HOLISTIC SPATIAL AND TEMPORAL PATTERNS OF POST-ERUPTION EROSION AND DEPOSITION, SOUTH FORK TOUTLE RIVER, MOUNT ST. HELENS, WASHINGTON

The 18 May 1980 eruption of Mount St. Helens heavily impacted river valleys around the volcano. In general, post-eruption sediment loads declined swiftly; some returned to pre-eruption levels, others remain elevated in a state of quasi-equilibrium. In the South Fork Toutle River (SFT), however, sediment loads remain equivalent to those measured in the early 1980s. To understand this anomalous response, we used post-eruption, high-resolution (~ 3m), custom digital elevation models of the 50-km-long river valley from 1980, 2000, and 2003 to create elevation-change maps of the valley floor that show long-term spatial extents and amounts of post-eruption erosion and deposition. Between 1980 and 2000, the high, steep flanks of the volcano, composed of unconsolidated, readily erodible sediment prone to mass wasting, contributed significant sediment volume to the river’s headwaters. Within 15 km of the summit, long-term channel deposition dominated in response to a persistent influx of sediment from the volcano. In contrast, long-term channel erosion dominated along the valley’s distal 10 km, where hillslope sediment sources capable of channel replenishment are more limited and sediment removal outpaced upstream sediment input. Between 2000 and 2003, system-wide erosion dominated the fluvial response. The areas of greatest channel deposition and erosion were in the system’s headwaters and distal 10 km, respectively; in both reaches the valley is relatively wide and characterized by prominent pre-existing terraces.
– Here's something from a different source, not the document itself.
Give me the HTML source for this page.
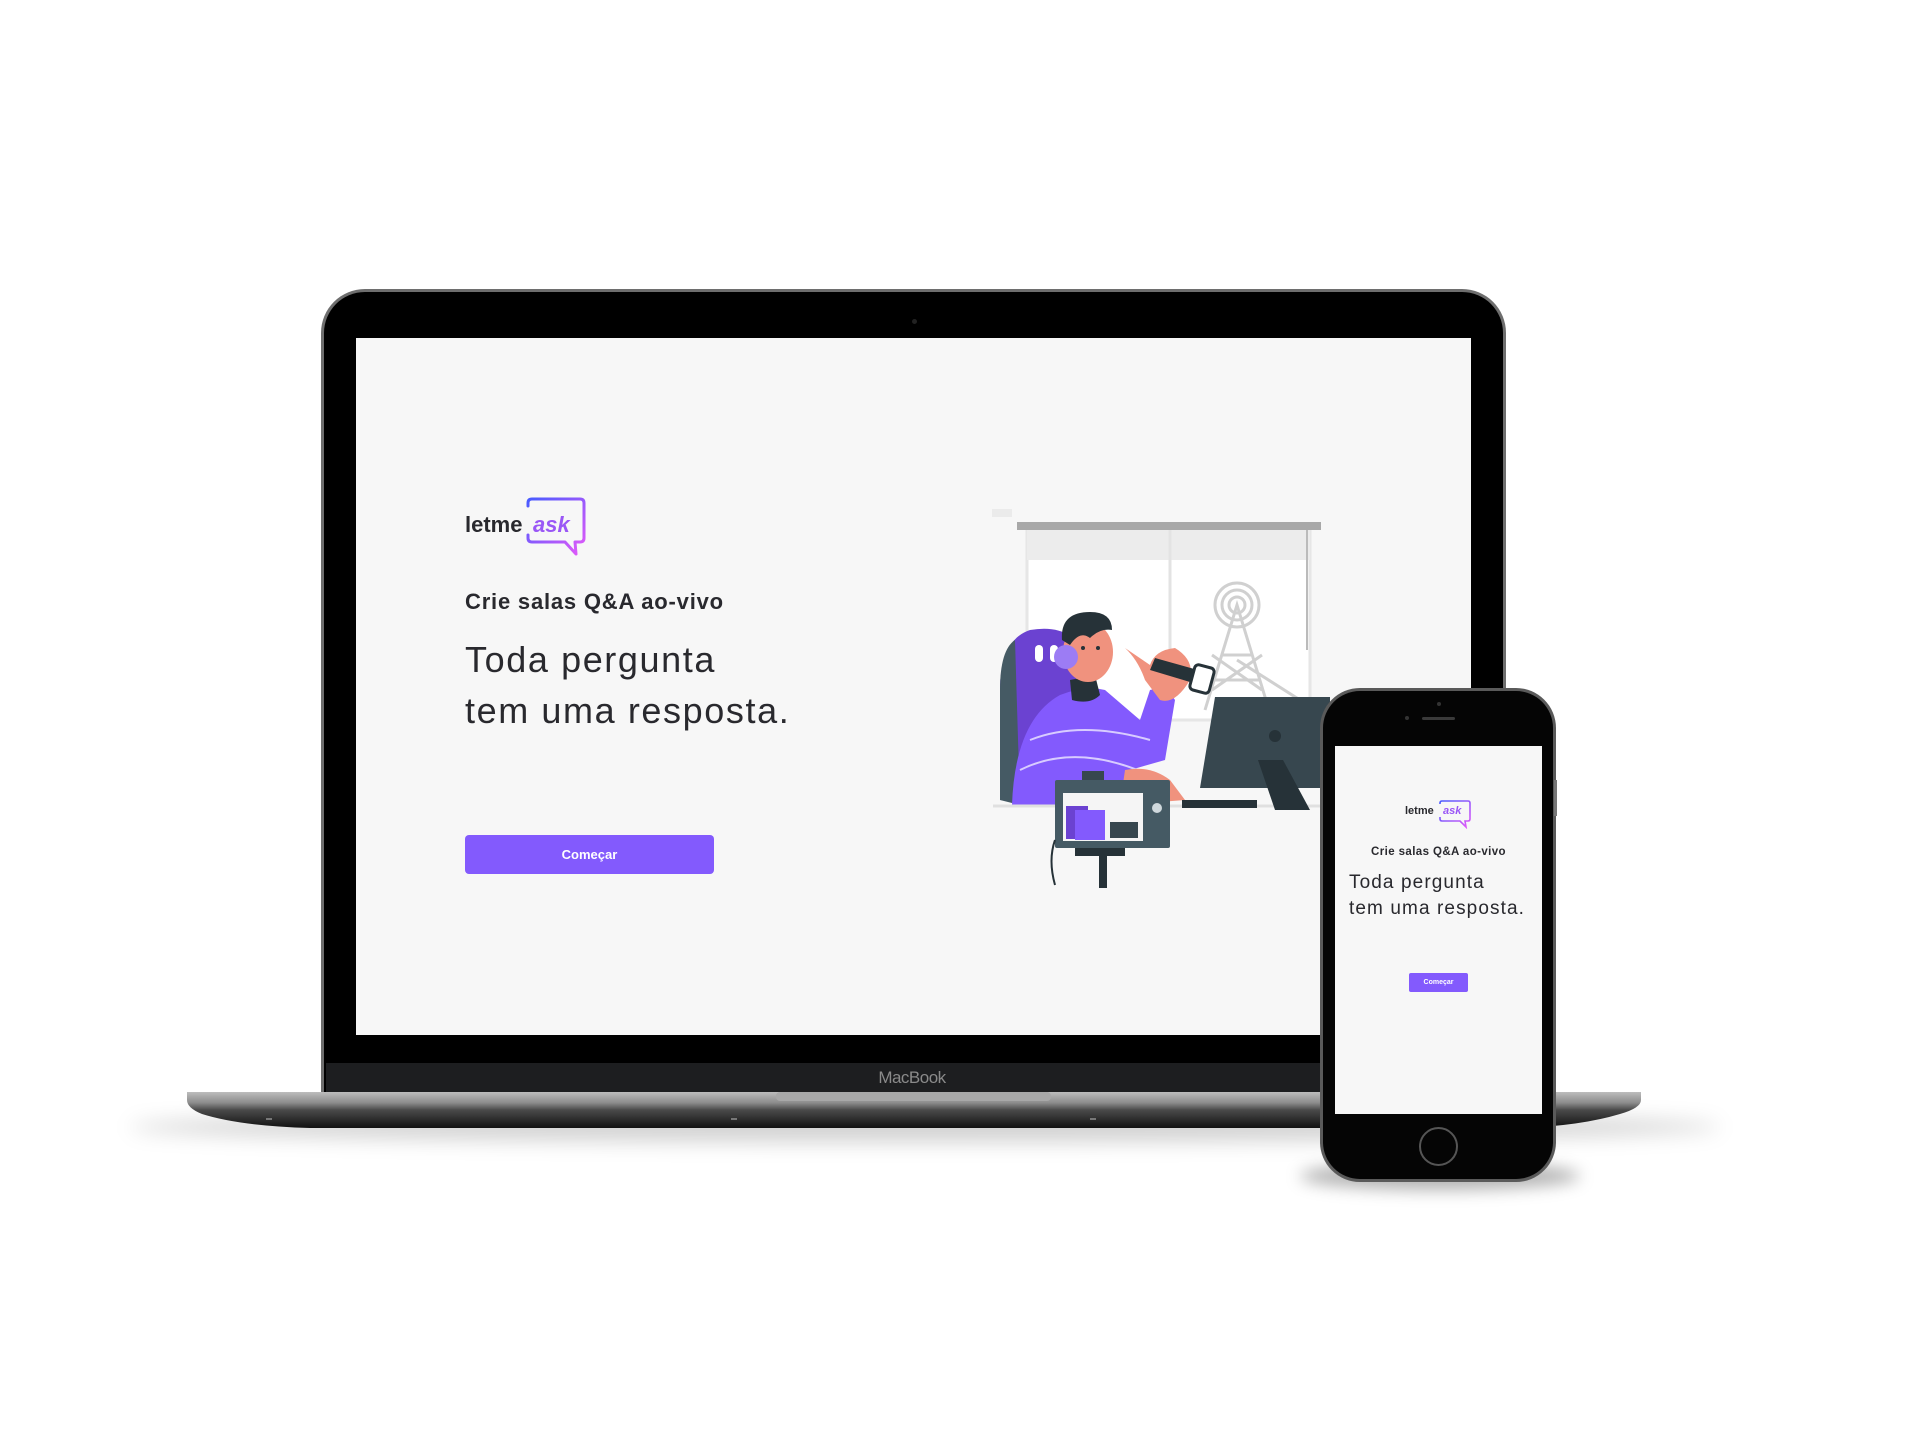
<!DOCTYPE html>
<html><head><meta charset="utf-8"><style>
html,body{margin:0;padding:0;background:#fff;}
body{width:1920px;height:1440px;position:relative;overflow:hidden;font-family:"Liberation Sans",sans-serif;}
.abs{position:absolute;}
</style></head><body>

<!-- laptop shadow -->
<div class="abs" style="left:130px;top:1112px;width:1590px;height:30px;border-radius:50%;background:rgba(0,0,0,0.18);filter:blur(10px);"></div>

<!-- laptop lid -->
<div class="abs" style="left:321px;top:289px;width:1185px;height:806px;border-radius:44px 44px 0 0;background:#6e6e6e;"></div>
<div class="abs" style="left:324px;top:292px;width:1179px;height:803px;border-radius:41px 41px 0 0;background:#000;"></div>
<div class="abs" style="left:326px;top:1063px;width:1175px;height:31px;background:#1d1e20;"></div>
<div class="abs" style="left:912px;top:319px;width:5px;height:5px;border-radius:50%;background:#222;"></div>
<div class="abs" style="left:862px;top:1068px;width:100px;text-align:center;color:#8a8a8a;font-size:17px;letter-spacing:-0.5px;">MacBook</div>

<!-- base -->
<svg class="abs" style="left:180px;top:1088px" width="1470" height="50">
<defs><linearGradient id="bg" x1="0" y1="0" x2="0" y2="1"><stop offset="0" stop-color="#bdbdbd"/><stop offset="0.3" stop-color="#8c8c8c"/><stop offset="0.5" stop-color="#4a4a4a"/><stop offset="1" stop-color="#111"/></linearGradient></defs>
<path d="M7 4 H1461 V12 Q1461 20 1440 26 Q1400 38 1340 40 H130 Q60 38 22 26 Q7 20 7 12 Z" fill="url(#bg)"/>
<rect x="596" y="4" width="275" height="9" rx="4" fill="#a8a8a8"/>
<rect x="86" y="30" width="6" height="2" fill="#777"/><rect x="551" y="30" width="6" height="2" fill="#777"/><rect x="910" y="30" width="6" height="2" fill="#777"/>
</svg>

<!-- screen -->
<div class="abs" style="left:356px;top:338px;width:1115px;height:697px;background:#f7f7f7;overflow:hidden;">
</div>

<!-- laptop content -->
<div class="abs" style="left:465px;top:512px;font-size:22px;font-weight:bold;color:#29292e;letter-spacing:0px;">letme</div>
<div class="abs" style="left:533px;top:512px;font-size:22px;font-weight:bold;font-style:italic;color:#9a57f6;letter-spacing:0px;">ask</div>
<svg class="abs" style="left:520px;top:494px" width="70" height="66">
<defs><linearGradient id="lg" x1="0" y1="0" x2="1" y2="1"><stop offset="0" stop-color="#485bff"/><stop offset="1" stop-color="#e559f9"/></linearGradient></defs>
<path d="M8 12 V9 Q8 5 12 5 H60 Q64 5 64 9 V44 Q64 48 60 48 H55 L56 60 L45 48 H12 Q8 48 8 44 V41" fill="none" stroke="url(#lg)" stroke-width="3" stroke-linejoin="round" stroke-linecap="round"/>
</svg>
<div class="abs" style="left:465px;top:589px;font-size:22px;font-weight:bold;color:#29292e;letter-spacing:0.8px;">Crie salas Q&amp;A ao-vivo</div>
<div class="abs" style="left:465px;top:634px;font-size:36px;line-height:51px;color:#29292e;letter-spacing:1.6px;">Toda pergunta<br>tem uma resposta.</div>
<div class="abs" style="left:465px;top:835px;width:249px;height:39px;border-radius:4px;background:#835afd;color:#fff;font-size:13px;font-weight:bold;text-align:center;line-height:39px;">Começar</div>

<!-- illustration -->
<svg class="abs" style="left:0;top:0" width="1920" height="1440">
<rect x="992" y="509" width="20" height="8" fill="#ebebeb"/>
<rect x="1027" y="530" width="283" height="190" fill="#fff" stroke="#e6e6e6" stroke-width="3"/>
<rect x="1027" y="530" width="283" height="30" fill="#ececec"/>
<line x1="1170" y1="530" x2="1170" y2="720" stroke="#e3e3e3" stroke-width="3"/>
<rect x="1017" y="522" width="304" height="8" fill="#a8a8a8"/>
<line x1="1307" y1="530" x2="1307" y2="650" stroke="#bbb" stroke-width="2"/>
<g fill="none" stroke="#d0d0d0" stroke-width="3">
<circle cx="1237" cy="605" r="8"/><circle cx="1237" cy="605" r="15"/><circle cx="1237" cy="605" r="22"/>
<path d="M1205 710 L1237 605 L1269 710 M1215 680 L1259 680 M1222 655 L1252 655 M1212 690 L1262 655 M1212 655 L1262 690 M1237 660 L1300 700"/>
</g>
<!-- chair -->
<path d="M1000 800 V690 Q1000 640 1030 630 Q1060 625 1075 640 L1080 805 Z" fill="#6b42d1"/>
<path d="M1000 800 V690 Q1000 650 1015 640 L1020 805 Z" fill="#455a64"/>
<rect x="1035" y="645" width="8" height="17" rx="4" fill="#fff"/><rect x="1050" y="645" width="8" height="17" rx="4" fill="#fff"/>
<!-- body -->
<path d="M1012 805 Q1015 720 1060 695 Q1085 685 1105 690 L1140 720 L1150 690 Q1165 685 1175 700 L1165 760 L1130 770 L1145 805 Z" fill="#835afd"/>
<path d="M1030 740 Q1080 720 1150 740 M1020 770 Q1080 740 1160 780" stroke="#d8ccff" stroke-width="2" fill="none"/>
<!-- head -->
<path d="M1070 680 L1072 700 Q1090 705 1100 695 L1095 675 Z" fill="#263238"/>
<ellipse cx="1088" cy="652" rx="25" ry="30" fill="#f0927e"/>
<path d="M1062 640 Q1060 612 1090 612 Q1112 612 1112 630 Q1100 628 1090 638 Q1080 630 1070 645 Z" fill="#263238"/>
<circle cx="1066" cy="657" r="12" fill="#9c7cf4"/>
<circle cx="1083" cy="648" r="2" fill="#263238"/><circle cx="1098" cy="648" r="2" fill="#263238"/>
<!-- arm & mic -->
<path d="M1125 648 Q1138 660 1145 680 L1160 700 Q1175 705 1190 680 Q1195 660 1175 648 Q1155 650 1150 665 Z" fill="#f0927e"/>
<path d="M1150 670 L1200 685 L1205 672 L1155 658 Z" fill="#263238"/>
<rect x="1192" y="666" width="20" height="26" rx="4" fill="#fff" stroke="#263238" stroke-width="3" transform="rotate(15 1202 679)"/>
<path d="M1125 770 Q1150 765 1170 780 L1185 800 L1120 805 Z" fill="#f0927e"/>
<!-- desk -->
<line x1="993" y1="806" x2="1330" y2="806" stroke="#e0e0e0" stroke-width="3"/>
<!-- monitor -->
<path d="M1215 697 H1330 V788 H1200 Z" fill="#37474f"/>
<circle cx="1275" cy="736" r="6" fill="#263238"/>
<path d="M1258 760 L1283 760 L1310 810 L1275 810 Z" fill="#263238"/>
<rect x="1182" y="800" width="75" height="8" fill="#263238"/>
<!-- camera -->
<rect x="1082" y="771" width="22" height="12" fill="#37474f"/>
<rect x="1055" y="780" width="115" height="68" rx="2" fill="#455a64"/>
<rect x="1063" y="793" width="80" height="48" fill="#f5f5f5"/>
<rect x="1066" y="806" width="22" height="33" fill="#6b42d1"/>
<rect x="1075" y="810" width="30" height="30" fill="#835afd"/>
<rect x="1110" y="822" width="28" height="16" fill="#37474f"/>
<circle cx="1157" cy="808" r="5" fill="#cfd8dc"/>
<rect x="1075" y="848" width="50" height="8" fill="#263238"/>
<rect x="1099" y="855" width="8" height="33" fill="#263238"/>
<path d="M1055 840 Q1048 860 1055 885" stroke="#263238" stroke-width="2" fill="none"/>
</svg>

<!-- phone shadow -->
<div class="abs" style="left:1300px;top:1162px;width:280px;height:28px;border-radius:50%;background:rgba(0,0,0,0.3);filter:blur(8px);"></div>
<!-- phone -->
<div class="abs" style="left:1320px;top:688px;width:236px;height:494px;border-radius:40px;background:#5a5a5a;"></div>
<div class="abs" style="left:1323px;top:691px;width:230px;height:488px;border-radius:37px;background:#050505;"></div>
<div class="abs" style="left:1554px;top:780px;width:3px;height:36px;background:#777;"></div>
<div class="abs" style="left:1437px;top:702px;width:4px;height:4px;border-radius:50%;background:#333;"></div>
<div class="abs" style="left:1405px;top:716px;width:4px;height:4px;border-radius:50%;background:#333;"></div>
<div class="abs" style="left:1422px;top:717px;width:33px;height:3px;border-radius:2px;background:#3a3a3a;"></div>
<div class="abs" style="left:1335px;top:746px;width:207px;height:368px;background:#f7f7f7;"></div>
<div class="abs" style="left:1419px;top:1127px;width:35px;height:35px;border-radius:50%;border:2px solid #555;"></div>

<!-- phone content -->
<div class="abs" style="left:1405px;top:805px;font-size:11px;font-weight:bold;color:#29292e;">letme</div>
<div class="abs" style="left:1443px;top:805px;font-size:11px;font-weight:bold;font-style:italic;color:#9a57f6;">ask</div>
<svg class="abs" style="left:1436px;top:799px" width="36" height="30">
<path d="M4 5 V4 Q4 2 6 2 H32 Q34 2 34 4 V20 Q34 22 32 22 H29 L30 28 L24 22 H6 Q4 22 4 20 V18" fill="none" stroke="url(#lg)" stroke-width="1.6"/>
</svg>
<div class="abs" style="left:1335px;top:846px;width:207px;text-align:center;font-size:11.5px;font-weight:bold;color:#29292e;letter-spacing:0.4px;">Crie salas Q&amp;A ao-vivo</div>
<div class="abs" style="left:1349px;top:870px;font-size:19px;line-height:26px;color:#29292e;letter-spacing:1.1px;">Toda pergunta<br>tem uma resposta.</div>
<div class="abs" style="left:1409px;top:973px;width:59px;height:19px;border-radius:2px;background:#835afd;color:#fff;font-size:7px;font-weight:bold;text-align:center;line-height:19px;">Começar</div>

</body></html>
The valley’s middle 25-km reach is chiefly confined by bedrock, and sediment appeared to pass through with fewer areas of erosion and deposition. Persistent sediment input to the SFT headwaters from the volcano’s highly erodible flank may explain the river’s anomalous sediment load behavior. Unlike the North Fork Toutle River, having headwaters that are largely the surface of a massive debris avalanche and the volcano’s crater floor, and the Muddy River, having headwaters that abruptly flatten and flow across a broad plateau before reaching the main channel, the SFT headwaters convey sediment directly from the mountain’s flanks into the steep, upper reaches of the river valley and recharge easily accessed sediment sources.